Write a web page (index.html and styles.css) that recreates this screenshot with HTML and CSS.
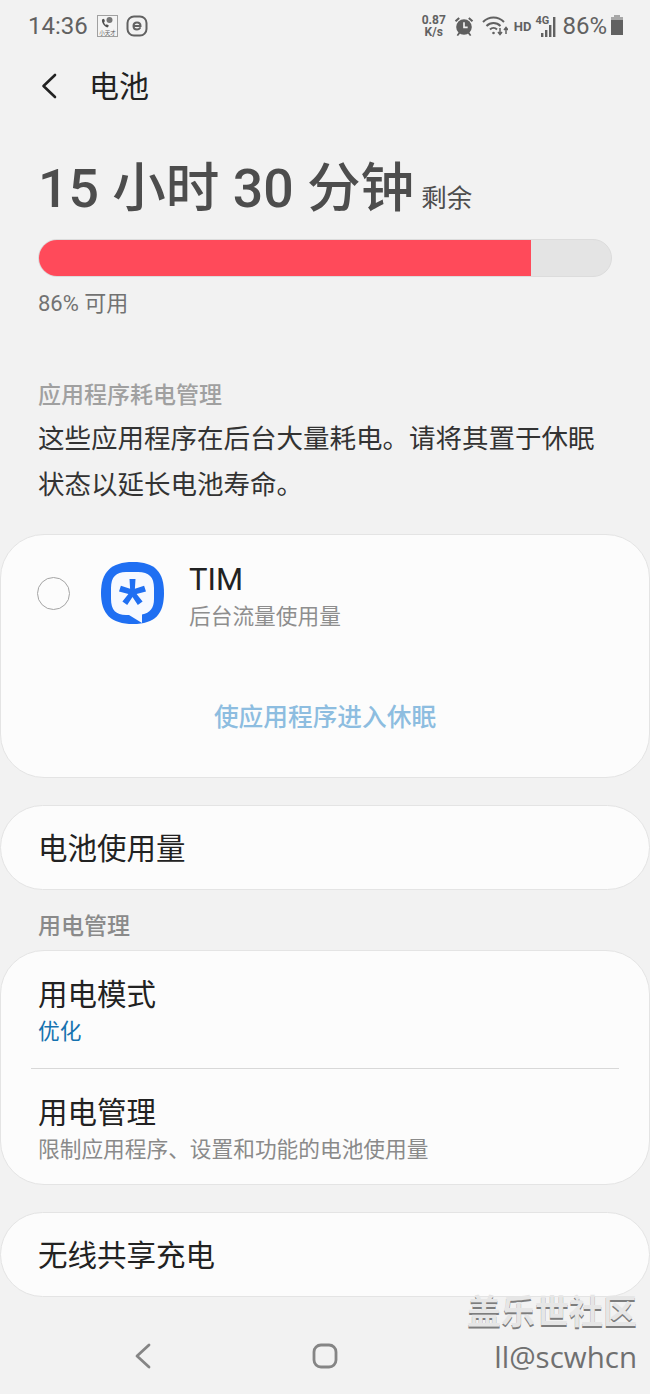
FILE: index.html
```html
<!DOCTYPE html>
<html lang="zh-CN">
<head>
    <meta charset="UTF-8">
    <meta name="viewport" content="width=device-width, initial-scale=1.0">
    <title>电池</title>
    <link rel="stylesheet" href="styles.css">
</head>
<body>
    <div class="status-bar">
        <div class="status-left">
            <span class="clock">14:36</span>
            <span class="app-badge">
                <svg width="21" height="22" viewBox="0 0 21 22" fill="none"><rect x="0.5" y="0.5" width="20" height="21" fill="#f4f4f4" stroke="#a0a0a0"/><path d="M5 4.500c-.5 3 2 7 5.500 8l1.500-1.800-2.200-1.500-1 .8c-1-.8-1.600-1.800-1.800-3l1-.8-1-2.500z" fill="#4f4f4f"/><circle cx="12.500" cy="5" r="3" fill="#777"/><text x="10.500" y="19.500" text-anchor="middle" font-size="5.500" fill="#666">小天才</text></svg>
            </span>
            <svg class="e-badge" width="22" height="22" viewBox="0 0 22 22" fill="none"><rect x="1.500" y="1.500" width="19" height="19" rx="6.500" stroke="#616161" stroke-width="2"/><path d="M7.500 11h7c0-2.200-1.500-3.500-3.500-3.500S7.500 9 7.500 11s1.500 3.500 3.500 3.500c1.300 0 2.300-.5 3-1.500" stroke="#616161" stroke-width="2" stroke-linecap="round"/></svg>
        </div>
        <div class="status-right">
            <span class="net-speed">0.87<br>K/s</span>
            <svg class="alarm" width="22" height="24" viewBox="0 0 24 24" fill="#5f5f5f"><circle cx="12" cy="13" r="8.500"/><path d="M2 6l4-3.500 1.500 1.500-4 3.500zM22 6l-4-3.500L16.500 4l4 3.500zM6 19l-2 3 1.500 1 2.500-3zM18 19l2 3-1.500 1-2.500-3z"/><path d="M12 8v5.500h4" stroke="#f2f2f2" stroke-width="1.800" fill="none"/></svg>
            <svg class="wifi" width="26" height="22" viewBox="0 0 26 22" fill="none" stroke="#616161" stroke-width="2"><path d="M1 7c6-6 15-6 21 0"/><path d="M4.500 11c4-4 10-4 14 0"/><path d="M8 14.500c2-2 5-2 7 0"/><circle cx="11.500" cy="18" r="1.300" fill="#616161" stroke="none"/><path d="M18 13v6M16 17l2 2.500 2-2.500M24 19v-6M22 15l2-2.500 2 2.500" stroke-width="1.500"/></svg>
            <span class="hd">HD</span>
            <span class="signal">
                <span class="lte">4G</span>
                <svg width="22" height="24" viewBox="0 0 22 24" fill="#616161"><rect x="6" y="19" width="2.400" height="4"/><rect x="10" y="16" width="2.400" height="7"/><rect x="14" y="11" width="2.400" height="12"/><rect x="18" y="3" width="2.400" height="20"/></svg>
            </span>
            <span class="battery-pct">86%</span>
            <svg width="14" height="22" viewBox="0 0 14 22" fill="#616161"><rect x="4" y="0" width="6" height="3" fill="#a8a8a8"/><rect x="1" y="2" width="12" height="3" fill="#a8a8a8"/><rect x="1" y="5" width="12" height="15"/></svg>
        </div>
    </div>

    <div class="app-bar">
        <svg class="back" width="24" height="28" viewBox="0 0 24 28" fill="none" stroke="#222" stroke-width="2.600" stroke-linecap="round" stroke-linejoin="round"><path d="M17 3L5.500 14 17 25"/></svg>
        <h1>电池</h1>
    </div>

    <div class="summary">
        <div class="time-left"><span class="time-big">15 小时 30 分钟</span><span class="time-small">剩余</span></div>
        <div class="battery-bar"><div class="battery-fill" style="width: 86%"></div></div>
        <p class="available">86% 可用</p>
    </div>

    <div class="section">
        <div class="section-label">应用程序耗电管理</div>
        <p class="section-text">这些应用程序在后台大量耗电。请将其置于休眠状态以延长电池寿命。</p>
    </div>

    <div class="card app-card">
        <div class="app-row">
            <span class="radio"></span>
            <svg class="tim-icon" width="64" height="64" viewBox="0 0 64 64"><path d="M32 0C54 0 63 10 63 31S54 62 32 62 0 52 0 31 10 0 32 0z" fill="#1f6ff2"/><path d="M25 10h12c11 0 16 5 16 16v11c0 9-4 14-12 15.500V61L28 53h-3C15 53 10 48 10 37V26C10 15 15 10 25 10z" fill="#f6f9ff"/><path d="M28.500 17h6l-.6 9.800 9.200-3 1.900 5.600-9.400 2.600 6 7.600-4.800 3.500-5.300-8-5.300 8-4.800-3.500 6-7.600-9.400-2.600 1.900-5.600 9.200 3z" fill="#1f6ff2"/></svg>
            <div class="app-info">
                <div class="app-name">TIM</div>
                <div class="app-sub">后台流量使用量</div>
            </div>
        </div>
        <div class="sleep-action">使应用程序进入休眠</div>
    </div>

    <div class="card single-row">电池使用量</div>

    <div class="group-label">用电管理</div>

    <div class="card list-card">
        <div class="list-item">
            <div class="item-title">用电模式</div>
            <div class="item-value">优化</div>
        </div>
        <div class="divider"></div>
        <div class="list-item last">
            <div class="item-title">用电管理</div>
            <div class="item-desc">限制应用程序、设置和功能的电池使用量</div>
        </div>
    </div>

    <div class="card single-row">无线共享充电</div>

    <div class="nav-bar">
        <svg width="18" height="28" viewBox="0 0 18 28" fill="none" stroke="#858585" stroke-width="2.800" stroke-linecap="round" stroke-linejoin="round"><path d="M15 3L3 14l12 11"/></svg>
        <svg width="26" height="26" viewBox="0 0 26 26" fill="none" stroke="#858585" stroke-width="2.800"><rect x="2" y="2" width="22" height="22" rx="7"/></svg>
        <span class="nav-spacer"></span>
    </div>

    <div class="watermark">
        <div class="wm-title">盖乐世社区</div>
        <div class="wm-user">ll@scwhcn</div>
    </div>
</body>
</html>
```

FILE: styles.css
```css
* {
    box-sizing: border-box;
}

html, body {
    margin: 0;
    padding: 0;
}

body {
    position: relative;
    width: 650px;
    height: 1394px;
    overflow: hidden;
    background: #f2f2f2;
    color: #222;
    font-family: Roboto, "Noto Sans CJK SC", sans-serif;
}

p {
    margin: 0;
}

.status-bar {
    display: flex;
    justify-content: space-between;
    align-items: center;
    height: 50px;
    padding: 2px 26px 0 28px;
    color: #616161;
}

.status-left,
.status-right {
    display: flex;
    align-items: center;
}

.clock {
    font-size: 24px;
    margin-right: 9px;
}

.app-badge {
    display: flex;
    margin-right: 8px;
}

.net-speed {
    font-size: 12px;
    line-height: 12px;
    font-weight: 700;
    text-align: center;
    margin-right: 7px;
}

.alarm {
    margin-right: 7px;
}

.hd {
    font-size: 13px;
    font-weight: 700;
    margin-left: 6px;
}

.signal {
    position: relative;
    display: flex;
    width: 22px;
    margin-left: 4px;
}

.lte {
    position: absolute;
    left: 0;
    top: 0;
    font-size: 11px;
    line-height: 13px;
    font-weight: 700;
}

.battery-pct {
    font-size: 24px;
    margin: 0 3px 0 5px;
}

.app-bar {
    display: flex;
    align-items: center;
    height: 72px;
    padding-left: 38px;
}

.back {
    margin-right: 27px;
}

.app-bar h1 {
    margin: 0 0 4px;
    font-size: 30px;
    font-weight: 400;
}

.summary {
    padding: 30px 38px 0;
}

.time-left {
    display: flex;
    align-items: baseline;
    height: 74px;
    color: #4d4d4d;
}

.time-big {
    font-size: 53.600px;
    line-height: 74px;
    font-weight: 500;
}

.time-small {
    font-size: 25.500px;
    margin-left: 7px;
}

.battery-bar {
    height: 38px;
    margin-top: 13px;
    background: #e4e4e4;
    border: 1px solid #dcdcdc;
    border-radius: 20px;
    overflow: hidden;
}

.battery-fill {
    height: 100%;
    background: #ff4a5a;
}

.available {
    margin-top: 12px;
    font-size: 22px;
    line-height: 30px;
    color: #727272;
}

.section {
    padding: 62px 38px 0;
}

.section-label {
    font-size: 23px;
    line-height: 30px;
    font-weight: 500;
    color: #a0a0a0;
}

.section-text {
    margin-top: 5px;
    font-size: 26.500px;
    line-height: 46px;
    color: #333;
}

.card {
    background: #fcfcfc;
    border: 1px solid #e4e4e4;
    border-radius: 44px;
}

.app-card {
    height: 244px;
    margin-top: 26px;
    padding: 27px 36px 0;
}

.app-row {
    display: flex;
    align-items: flex-start;
}

.radio {
    width: 33px;
    height: 33px;
    margin: 15px 31px 0 0;
    border: 1.500px solid #a4a4a4;
    border-radius: 50%;
}

.tim-icon {
    margin-right: 24px;
}

.app-name {
    font-size: 31px;
    line-height: 36px;
    color: #222;
}

.app-sub {
    font-size: 21.700px;
    line-height: 38px;
    color: #8e8e8e;
}

.sleep-action {
    margin-top: 65px;
    text-align: center;
    font-size: 24.700px;
    line-height: 34px;
    font-weight: 500;
    color: #8dbde0;
}

.single-row {
    display: flex;
    align-items: center;
    height: 85px;
    margin-top: 27px;
    padding: 0 0 4px 37px;
    font-size: 29.500px;
}

.group-label {
    margin-top: 22px;
    padding-left: 38px;
    font-size: 23px;
    line-height: 30px;
    font-weight: 500;
    color: #8a8a8a;
}

.list-card {
    height: 235px;
    margin-top: 8px;
    padding: 0 30px;
}

.list-item {
    height: 117px;
    padding: 24px 7px 0;
}

.list-item.last {
    height: 115px;
}

.divider {
    height: 1px;
    background: #d8d8d8;
}

.item-title {
    font-size: 29.500px;
    line-height: 40px;
}

.item-value {
    font-size: 21.700px;
    line-height: 34px;
    color: #1572b0;
}

.item-desc {
    font-size: 21.700px;
    line-height: 34px;
    color: #8a8a8a;
}

.nav-bar {
    display: grid;
    grid-template-columns: repeat(3, 1fr);
    justify-items: center;
    align-items: center;
    width: 546px;
    margin: 0 auto;
    height: 97px;
    padding-top: 21px;
}

.nav-spacer {
    width: 18px;
}

/* watermark sits over the bottom card */
.watermark {
    position: absolute;
    right: 13px;
    top: 1292px;
    text-align: right;
}

.wm-title {
    font-size: 34px;
    line-height: 40px;
    font-weight: 700;
    color: #e6e6e6;
    text-shadow: 0 2px 0 #7d7d7d;
}

.wm-user {
    margin-top: 7px;
    font-size: 29.500px;
    line-height: 36px;
    font-family: "Open Sans", sans-serif;
    color: #707070;
}
```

════

### Objective
In how many lines of the data does the string "styles" appear? Give only the number.

### Task response
3